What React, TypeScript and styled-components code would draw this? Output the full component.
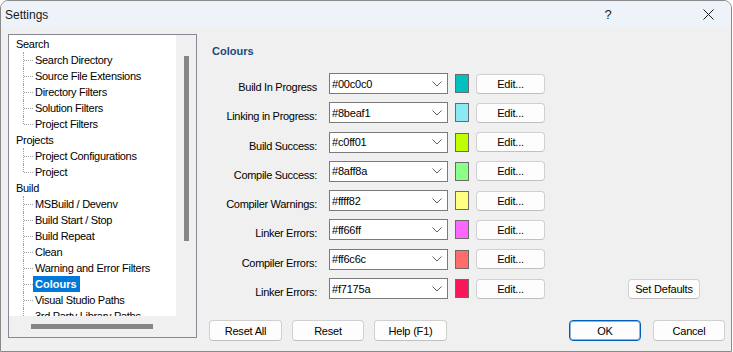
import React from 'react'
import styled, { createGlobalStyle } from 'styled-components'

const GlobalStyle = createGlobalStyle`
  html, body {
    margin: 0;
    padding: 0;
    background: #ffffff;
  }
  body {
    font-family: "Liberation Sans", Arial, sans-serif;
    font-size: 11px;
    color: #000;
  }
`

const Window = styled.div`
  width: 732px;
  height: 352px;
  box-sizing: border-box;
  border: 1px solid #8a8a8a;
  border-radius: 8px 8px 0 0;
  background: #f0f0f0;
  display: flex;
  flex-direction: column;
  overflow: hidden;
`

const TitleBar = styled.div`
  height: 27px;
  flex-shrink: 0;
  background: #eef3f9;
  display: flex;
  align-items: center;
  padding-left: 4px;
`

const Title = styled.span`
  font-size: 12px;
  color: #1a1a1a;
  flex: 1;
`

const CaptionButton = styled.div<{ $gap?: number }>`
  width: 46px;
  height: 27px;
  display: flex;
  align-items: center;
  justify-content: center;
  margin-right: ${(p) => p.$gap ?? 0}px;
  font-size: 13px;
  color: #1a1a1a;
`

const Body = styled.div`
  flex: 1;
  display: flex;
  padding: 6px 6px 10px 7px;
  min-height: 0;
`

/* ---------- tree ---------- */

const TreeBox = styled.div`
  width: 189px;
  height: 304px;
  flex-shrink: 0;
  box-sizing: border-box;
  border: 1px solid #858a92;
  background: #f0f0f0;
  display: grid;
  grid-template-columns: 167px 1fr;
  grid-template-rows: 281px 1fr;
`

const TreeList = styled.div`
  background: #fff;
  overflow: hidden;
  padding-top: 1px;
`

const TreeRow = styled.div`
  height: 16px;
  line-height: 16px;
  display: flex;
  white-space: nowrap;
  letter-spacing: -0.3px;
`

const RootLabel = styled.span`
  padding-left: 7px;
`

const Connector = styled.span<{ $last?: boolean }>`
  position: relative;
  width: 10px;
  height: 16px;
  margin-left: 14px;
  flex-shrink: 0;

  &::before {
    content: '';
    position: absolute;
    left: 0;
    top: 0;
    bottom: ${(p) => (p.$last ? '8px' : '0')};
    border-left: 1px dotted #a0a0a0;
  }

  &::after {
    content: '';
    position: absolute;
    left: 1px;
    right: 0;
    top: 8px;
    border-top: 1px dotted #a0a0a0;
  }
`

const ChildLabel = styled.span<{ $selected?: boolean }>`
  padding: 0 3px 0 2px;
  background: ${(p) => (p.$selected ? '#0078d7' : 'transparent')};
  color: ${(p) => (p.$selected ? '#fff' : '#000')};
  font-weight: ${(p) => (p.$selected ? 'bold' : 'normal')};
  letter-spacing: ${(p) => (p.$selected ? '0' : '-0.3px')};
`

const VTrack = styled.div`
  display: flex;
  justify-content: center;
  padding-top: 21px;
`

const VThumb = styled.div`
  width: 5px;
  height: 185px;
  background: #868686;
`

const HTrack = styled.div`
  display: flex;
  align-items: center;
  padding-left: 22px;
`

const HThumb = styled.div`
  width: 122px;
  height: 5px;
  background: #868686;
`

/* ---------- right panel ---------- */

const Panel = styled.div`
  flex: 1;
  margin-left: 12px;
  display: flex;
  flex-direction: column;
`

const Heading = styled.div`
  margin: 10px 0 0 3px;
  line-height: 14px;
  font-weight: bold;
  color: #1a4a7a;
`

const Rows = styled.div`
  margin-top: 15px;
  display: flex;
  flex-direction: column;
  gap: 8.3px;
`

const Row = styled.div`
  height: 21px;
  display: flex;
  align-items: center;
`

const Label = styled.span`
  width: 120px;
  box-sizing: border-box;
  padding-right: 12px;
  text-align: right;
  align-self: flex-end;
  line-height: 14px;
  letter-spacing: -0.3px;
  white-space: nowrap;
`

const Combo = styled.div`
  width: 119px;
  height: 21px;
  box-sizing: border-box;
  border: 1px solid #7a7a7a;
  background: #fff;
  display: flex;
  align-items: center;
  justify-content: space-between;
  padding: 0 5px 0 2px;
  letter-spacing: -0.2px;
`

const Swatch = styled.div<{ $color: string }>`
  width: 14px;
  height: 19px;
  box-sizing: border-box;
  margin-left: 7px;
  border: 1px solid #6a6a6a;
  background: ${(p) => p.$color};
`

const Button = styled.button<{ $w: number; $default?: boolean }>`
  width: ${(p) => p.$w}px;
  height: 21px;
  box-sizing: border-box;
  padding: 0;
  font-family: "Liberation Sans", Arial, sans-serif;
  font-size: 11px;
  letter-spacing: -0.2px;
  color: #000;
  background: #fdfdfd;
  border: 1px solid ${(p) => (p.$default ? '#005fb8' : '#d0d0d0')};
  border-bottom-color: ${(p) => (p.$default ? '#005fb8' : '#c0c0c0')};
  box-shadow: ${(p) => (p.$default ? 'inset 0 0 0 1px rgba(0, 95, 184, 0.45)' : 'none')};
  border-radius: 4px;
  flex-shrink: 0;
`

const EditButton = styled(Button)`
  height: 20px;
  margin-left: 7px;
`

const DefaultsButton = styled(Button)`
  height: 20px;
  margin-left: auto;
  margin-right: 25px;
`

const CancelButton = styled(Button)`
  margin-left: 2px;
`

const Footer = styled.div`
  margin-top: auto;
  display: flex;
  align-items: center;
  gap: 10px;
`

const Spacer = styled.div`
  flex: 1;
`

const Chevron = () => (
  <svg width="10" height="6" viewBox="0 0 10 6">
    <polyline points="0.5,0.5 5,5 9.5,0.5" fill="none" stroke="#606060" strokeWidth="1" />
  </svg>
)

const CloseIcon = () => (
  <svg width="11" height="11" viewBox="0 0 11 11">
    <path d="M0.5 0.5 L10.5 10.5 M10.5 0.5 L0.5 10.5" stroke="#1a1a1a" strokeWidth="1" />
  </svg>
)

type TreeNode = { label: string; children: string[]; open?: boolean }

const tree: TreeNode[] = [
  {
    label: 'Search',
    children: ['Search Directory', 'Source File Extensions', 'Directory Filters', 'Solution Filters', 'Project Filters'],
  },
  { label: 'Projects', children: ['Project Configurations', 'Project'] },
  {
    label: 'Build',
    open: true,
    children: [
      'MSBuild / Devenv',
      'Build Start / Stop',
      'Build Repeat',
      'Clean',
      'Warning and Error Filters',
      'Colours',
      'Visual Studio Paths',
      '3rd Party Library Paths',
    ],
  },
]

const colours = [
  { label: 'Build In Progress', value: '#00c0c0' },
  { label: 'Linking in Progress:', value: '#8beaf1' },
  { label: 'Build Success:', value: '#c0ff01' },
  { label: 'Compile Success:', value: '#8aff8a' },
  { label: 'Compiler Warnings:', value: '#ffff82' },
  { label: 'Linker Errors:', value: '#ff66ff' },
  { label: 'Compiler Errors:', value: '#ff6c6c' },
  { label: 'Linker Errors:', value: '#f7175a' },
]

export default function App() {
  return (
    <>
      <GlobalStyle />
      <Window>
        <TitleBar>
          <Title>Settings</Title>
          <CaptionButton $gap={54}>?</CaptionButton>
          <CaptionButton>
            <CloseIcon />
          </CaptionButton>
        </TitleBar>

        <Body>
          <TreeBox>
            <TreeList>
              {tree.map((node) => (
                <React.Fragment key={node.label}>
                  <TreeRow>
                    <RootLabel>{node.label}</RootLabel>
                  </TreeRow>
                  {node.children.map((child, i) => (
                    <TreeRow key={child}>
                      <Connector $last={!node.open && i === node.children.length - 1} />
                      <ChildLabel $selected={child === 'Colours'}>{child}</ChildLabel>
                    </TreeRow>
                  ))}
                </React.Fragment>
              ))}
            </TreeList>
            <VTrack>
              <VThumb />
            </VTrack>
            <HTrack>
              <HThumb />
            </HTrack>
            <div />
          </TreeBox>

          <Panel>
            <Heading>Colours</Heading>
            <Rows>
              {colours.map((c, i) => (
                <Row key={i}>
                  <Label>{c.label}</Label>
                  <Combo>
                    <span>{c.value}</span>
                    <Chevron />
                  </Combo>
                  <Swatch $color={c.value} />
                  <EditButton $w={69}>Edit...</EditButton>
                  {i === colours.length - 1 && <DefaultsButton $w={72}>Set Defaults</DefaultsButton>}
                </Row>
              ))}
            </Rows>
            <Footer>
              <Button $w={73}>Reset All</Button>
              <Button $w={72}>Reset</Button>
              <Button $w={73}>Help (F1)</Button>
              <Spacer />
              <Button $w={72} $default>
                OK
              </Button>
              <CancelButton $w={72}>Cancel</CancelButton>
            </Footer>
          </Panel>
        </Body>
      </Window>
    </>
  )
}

What you will do: Your task is to collect every line above that contains the word "React".

Written response:
What React, TypeScript and styled-components code would draw this? Output the full component.
import React from 'react'
                <React.Fragment key={node.label}>
                </React.Fragment>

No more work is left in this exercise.